>>>>

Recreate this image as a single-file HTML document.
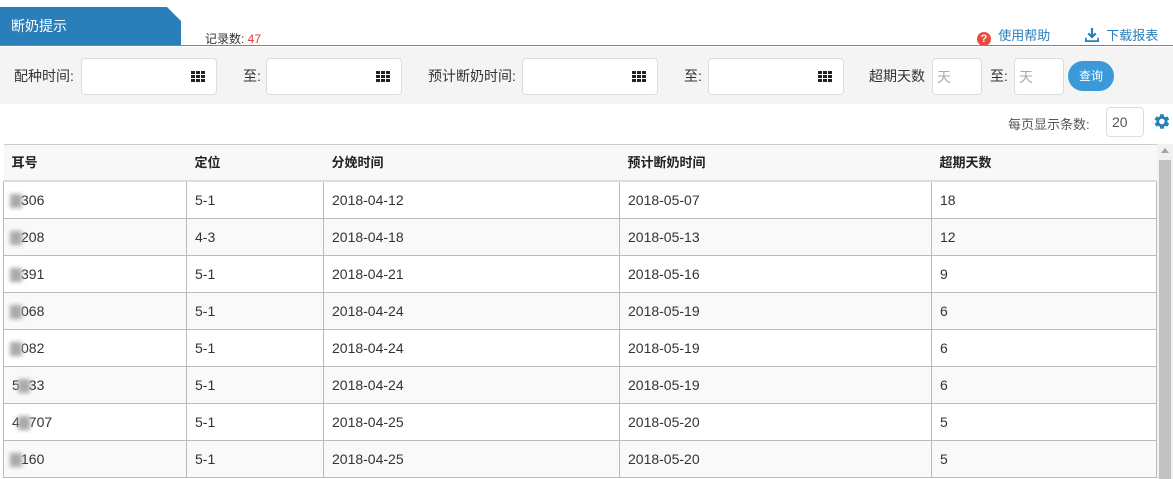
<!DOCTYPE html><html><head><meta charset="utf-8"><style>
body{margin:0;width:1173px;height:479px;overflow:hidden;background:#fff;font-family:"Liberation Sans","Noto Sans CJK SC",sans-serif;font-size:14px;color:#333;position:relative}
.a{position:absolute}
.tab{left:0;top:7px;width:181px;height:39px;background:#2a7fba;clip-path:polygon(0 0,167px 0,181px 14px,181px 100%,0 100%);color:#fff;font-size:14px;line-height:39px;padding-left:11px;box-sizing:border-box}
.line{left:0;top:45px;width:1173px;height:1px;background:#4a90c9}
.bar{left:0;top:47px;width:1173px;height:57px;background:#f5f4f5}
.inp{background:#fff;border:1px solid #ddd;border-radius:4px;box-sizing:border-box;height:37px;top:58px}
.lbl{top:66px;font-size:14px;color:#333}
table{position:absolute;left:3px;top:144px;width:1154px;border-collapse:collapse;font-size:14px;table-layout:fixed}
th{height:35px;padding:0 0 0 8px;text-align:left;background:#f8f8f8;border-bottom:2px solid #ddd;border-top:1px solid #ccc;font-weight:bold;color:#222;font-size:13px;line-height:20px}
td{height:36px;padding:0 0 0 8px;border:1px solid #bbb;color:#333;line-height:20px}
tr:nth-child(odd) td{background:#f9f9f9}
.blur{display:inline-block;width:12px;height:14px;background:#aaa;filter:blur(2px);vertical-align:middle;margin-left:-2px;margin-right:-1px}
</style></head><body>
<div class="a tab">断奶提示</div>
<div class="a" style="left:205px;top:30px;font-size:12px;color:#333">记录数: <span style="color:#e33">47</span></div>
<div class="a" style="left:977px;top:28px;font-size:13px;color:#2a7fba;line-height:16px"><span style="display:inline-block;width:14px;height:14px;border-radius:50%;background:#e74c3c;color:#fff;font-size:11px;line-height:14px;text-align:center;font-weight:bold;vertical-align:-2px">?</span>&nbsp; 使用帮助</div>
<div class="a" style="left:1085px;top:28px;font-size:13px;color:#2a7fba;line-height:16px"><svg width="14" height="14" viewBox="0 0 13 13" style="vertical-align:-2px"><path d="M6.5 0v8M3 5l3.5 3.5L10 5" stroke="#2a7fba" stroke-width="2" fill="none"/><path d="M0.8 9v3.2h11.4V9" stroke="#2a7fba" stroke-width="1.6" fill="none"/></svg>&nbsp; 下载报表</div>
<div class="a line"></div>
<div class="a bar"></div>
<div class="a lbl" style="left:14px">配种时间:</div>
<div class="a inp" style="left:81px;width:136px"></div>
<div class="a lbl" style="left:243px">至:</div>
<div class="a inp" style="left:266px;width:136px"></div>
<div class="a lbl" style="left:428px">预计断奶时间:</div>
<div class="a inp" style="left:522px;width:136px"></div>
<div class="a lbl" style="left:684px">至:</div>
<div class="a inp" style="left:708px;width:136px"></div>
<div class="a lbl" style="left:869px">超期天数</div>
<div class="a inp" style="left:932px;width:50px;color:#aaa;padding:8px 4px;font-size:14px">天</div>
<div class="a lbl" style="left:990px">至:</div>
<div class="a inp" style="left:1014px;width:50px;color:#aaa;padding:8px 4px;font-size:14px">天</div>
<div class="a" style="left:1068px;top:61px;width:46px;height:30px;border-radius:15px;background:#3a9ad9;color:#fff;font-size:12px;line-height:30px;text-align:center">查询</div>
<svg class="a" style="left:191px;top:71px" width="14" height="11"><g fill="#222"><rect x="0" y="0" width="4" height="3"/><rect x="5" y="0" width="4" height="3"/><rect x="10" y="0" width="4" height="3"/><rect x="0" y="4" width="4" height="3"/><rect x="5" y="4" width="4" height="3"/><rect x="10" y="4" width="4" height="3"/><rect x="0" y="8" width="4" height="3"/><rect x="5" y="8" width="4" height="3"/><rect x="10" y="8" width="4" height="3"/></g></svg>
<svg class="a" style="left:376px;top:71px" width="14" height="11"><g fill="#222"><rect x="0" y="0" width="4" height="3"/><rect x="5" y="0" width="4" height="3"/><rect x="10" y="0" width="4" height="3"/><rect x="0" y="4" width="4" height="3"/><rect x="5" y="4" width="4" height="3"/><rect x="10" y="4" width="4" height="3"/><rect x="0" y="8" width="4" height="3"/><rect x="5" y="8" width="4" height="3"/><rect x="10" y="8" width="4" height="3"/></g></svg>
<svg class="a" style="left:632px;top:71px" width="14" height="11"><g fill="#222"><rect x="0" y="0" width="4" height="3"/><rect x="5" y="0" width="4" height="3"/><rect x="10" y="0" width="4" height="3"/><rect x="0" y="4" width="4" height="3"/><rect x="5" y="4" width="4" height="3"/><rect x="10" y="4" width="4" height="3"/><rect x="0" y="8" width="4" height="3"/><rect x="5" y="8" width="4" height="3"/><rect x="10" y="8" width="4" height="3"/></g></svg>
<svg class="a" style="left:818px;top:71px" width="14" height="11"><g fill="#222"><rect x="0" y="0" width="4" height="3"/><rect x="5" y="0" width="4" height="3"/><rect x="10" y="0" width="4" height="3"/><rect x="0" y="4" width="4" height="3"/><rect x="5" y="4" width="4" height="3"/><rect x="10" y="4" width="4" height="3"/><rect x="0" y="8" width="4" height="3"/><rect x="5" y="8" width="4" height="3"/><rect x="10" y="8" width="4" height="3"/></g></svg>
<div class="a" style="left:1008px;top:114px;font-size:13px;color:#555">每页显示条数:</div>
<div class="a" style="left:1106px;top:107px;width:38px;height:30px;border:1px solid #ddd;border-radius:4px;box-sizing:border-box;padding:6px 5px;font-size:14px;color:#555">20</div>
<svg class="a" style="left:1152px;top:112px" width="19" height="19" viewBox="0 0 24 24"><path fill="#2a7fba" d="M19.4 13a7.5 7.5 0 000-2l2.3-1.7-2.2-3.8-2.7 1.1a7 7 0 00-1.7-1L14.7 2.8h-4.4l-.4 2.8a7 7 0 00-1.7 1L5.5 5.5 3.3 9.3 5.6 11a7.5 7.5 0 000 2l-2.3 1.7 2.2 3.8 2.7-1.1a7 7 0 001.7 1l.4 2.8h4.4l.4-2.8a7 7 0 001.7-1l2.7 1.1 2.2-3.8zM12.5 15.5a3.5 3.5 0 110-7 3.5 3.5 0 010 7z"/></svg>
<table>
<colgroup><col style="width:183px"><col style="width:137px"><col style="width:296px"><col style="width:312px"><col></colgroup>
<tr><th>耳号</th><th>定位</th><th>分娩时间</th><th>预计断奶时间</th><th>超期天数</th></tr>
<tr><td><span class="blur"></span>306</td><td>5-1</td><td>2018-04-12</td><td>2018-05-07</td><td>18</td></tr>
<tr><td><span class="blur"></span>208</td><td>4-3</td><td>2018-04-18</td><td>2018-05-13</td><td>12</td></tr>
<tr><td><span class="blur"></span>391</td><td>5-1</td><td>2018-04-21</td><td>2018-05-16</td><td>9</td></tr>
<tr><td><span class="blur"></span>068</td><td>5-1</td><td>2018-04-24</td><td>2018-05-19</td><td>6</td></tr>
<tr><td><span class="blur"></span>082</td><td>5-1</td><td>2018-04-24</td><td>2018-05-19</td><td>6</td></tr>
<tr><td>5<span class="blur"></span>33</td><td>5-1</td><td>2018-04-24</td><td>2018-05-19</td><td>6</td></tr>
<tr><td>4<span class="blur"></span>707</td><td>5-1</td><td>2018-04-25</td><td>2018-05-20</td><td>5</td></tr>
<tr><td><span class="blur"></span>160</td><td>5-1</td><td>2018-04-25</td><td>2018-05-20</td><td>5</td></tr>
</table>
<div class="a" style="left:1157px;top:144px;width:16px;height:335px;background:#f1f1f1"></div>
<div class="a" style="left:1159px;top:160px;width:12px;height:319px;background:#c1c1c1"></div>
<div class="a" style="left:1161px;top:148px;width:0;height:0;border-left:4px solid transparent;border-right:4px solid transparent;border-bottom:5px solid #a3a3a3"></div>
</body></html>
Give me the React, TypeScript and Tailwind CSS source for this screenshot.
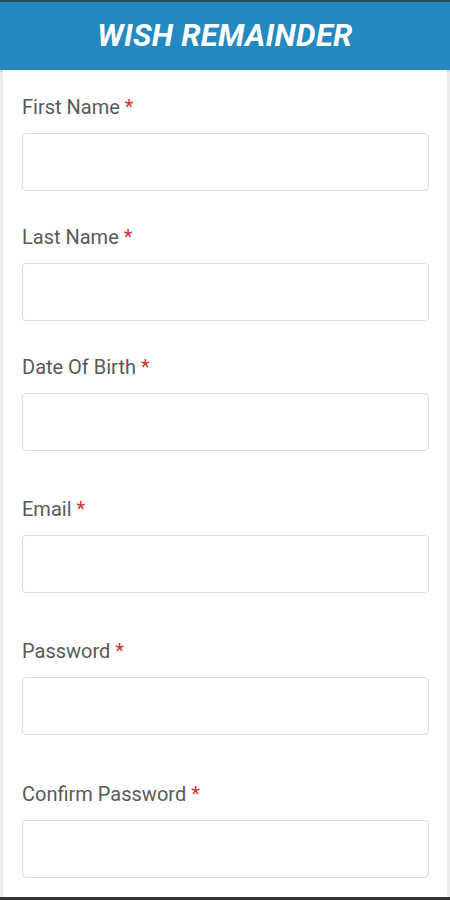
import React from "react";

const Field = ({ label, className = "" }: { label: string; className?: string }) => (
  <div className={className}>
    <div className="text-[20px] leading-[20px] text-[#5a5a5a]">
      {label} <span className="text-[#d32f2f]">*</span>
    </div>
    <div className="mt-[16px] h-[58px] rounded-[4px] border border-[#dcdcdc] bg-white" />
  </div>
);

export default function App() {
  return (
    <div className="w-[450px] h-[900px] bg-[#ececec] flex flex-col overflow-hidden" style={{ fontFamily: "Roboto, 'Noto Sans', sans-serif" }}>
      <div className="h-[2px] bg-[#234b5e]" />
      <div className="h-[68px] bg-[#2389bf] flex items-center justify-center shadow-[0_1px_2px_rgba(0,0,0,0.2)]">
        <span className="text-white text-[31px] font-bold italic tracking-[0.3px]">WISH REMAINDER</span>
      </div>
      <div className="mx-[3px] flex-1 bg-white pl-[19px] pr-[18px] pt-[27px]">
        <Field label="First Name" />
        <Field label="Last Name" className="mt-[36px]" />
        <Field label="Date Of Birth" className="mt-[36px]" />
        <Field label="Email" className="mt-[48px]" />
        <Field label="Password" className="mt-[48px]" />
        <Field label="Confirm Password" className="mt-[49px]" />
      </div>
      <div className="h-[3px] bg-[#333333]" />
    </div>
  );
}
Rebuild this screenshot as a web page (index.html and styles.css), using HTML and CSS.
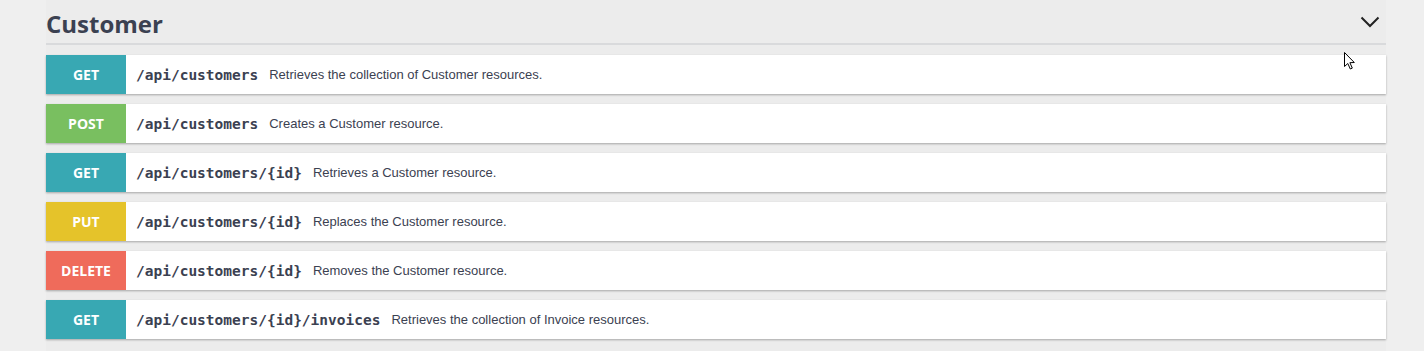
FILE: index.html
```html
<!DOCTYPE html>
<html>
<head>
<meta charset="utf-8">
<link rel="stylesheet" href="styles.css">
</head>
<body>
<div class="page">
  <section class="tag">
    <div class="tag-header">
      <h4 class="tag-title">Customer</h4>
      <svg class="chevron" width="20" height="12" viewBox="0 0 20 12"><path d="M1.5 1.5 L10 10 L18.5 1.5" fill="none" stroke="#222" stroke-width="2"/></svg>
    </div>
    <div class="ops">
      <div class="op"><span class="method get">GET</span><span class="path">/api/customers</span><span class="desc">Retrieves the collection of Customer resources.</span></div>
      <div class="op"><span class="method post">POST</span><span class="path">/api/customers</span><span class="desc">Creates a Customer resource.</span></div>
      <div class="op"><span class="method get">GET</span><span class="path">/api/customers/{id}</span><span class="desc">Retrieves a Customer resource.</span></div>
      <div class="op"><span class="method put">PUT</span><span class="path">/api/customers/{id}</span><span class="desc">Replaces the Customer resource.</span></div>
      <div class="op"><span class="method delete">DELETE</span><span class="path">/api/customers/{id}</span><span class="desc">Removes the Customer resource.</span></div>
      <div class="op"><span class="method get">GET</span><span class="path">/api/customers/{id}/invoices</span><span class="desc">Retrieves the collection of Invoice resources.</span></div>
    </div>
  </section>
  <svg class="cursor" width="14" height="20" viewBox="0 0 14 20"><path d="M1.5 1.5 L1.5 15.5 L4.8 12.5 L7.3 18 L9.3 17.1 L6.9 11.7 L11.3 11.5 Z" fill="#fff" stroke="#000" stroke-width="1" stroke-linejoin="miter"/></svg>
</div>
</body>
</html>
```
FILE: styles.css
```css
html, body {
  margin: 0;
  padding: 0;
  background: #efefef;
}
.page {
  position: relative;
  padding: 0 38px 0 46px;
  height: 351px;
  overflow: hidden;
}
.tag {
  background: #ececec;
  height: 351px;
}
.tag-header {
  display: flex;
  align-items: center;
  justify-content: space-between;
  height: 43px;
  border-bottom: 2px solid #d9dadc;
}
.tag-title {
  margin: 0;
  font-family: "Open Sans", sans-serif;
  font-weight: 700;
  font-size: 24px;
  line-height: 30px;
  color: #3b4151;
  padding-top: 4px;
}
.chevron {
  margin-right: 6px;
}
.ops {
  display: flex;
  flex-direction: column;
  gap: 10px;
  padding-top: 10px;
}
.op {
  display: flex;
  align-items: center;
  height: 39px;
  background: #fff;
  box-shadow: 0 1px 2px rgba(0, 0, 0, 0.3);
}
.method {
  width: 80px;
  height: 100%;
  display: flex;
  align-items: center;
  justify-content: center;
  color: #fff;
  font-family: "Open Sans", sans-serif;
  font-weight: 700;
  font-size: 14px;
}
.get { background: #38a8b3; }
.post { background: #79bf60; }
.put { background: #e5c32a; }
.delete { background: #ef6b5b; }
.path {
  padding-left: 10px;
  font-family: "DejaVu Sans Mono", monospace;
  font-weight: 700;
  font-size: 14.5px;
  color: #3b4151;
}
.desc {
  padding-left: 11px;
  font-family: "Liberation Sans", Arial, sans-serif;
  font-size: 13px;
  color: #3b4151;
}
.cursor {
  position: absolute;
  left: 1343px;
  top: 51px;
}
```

<<<<

Your job is to reproduce the lines from the one with "Give me the" through the one with "import React from", both kept, exactly as they are. Leave out the pictures.

- [Output below]
Give me the React, TypeScript and Tailwind CSS source for this screenshot.
import React from "react";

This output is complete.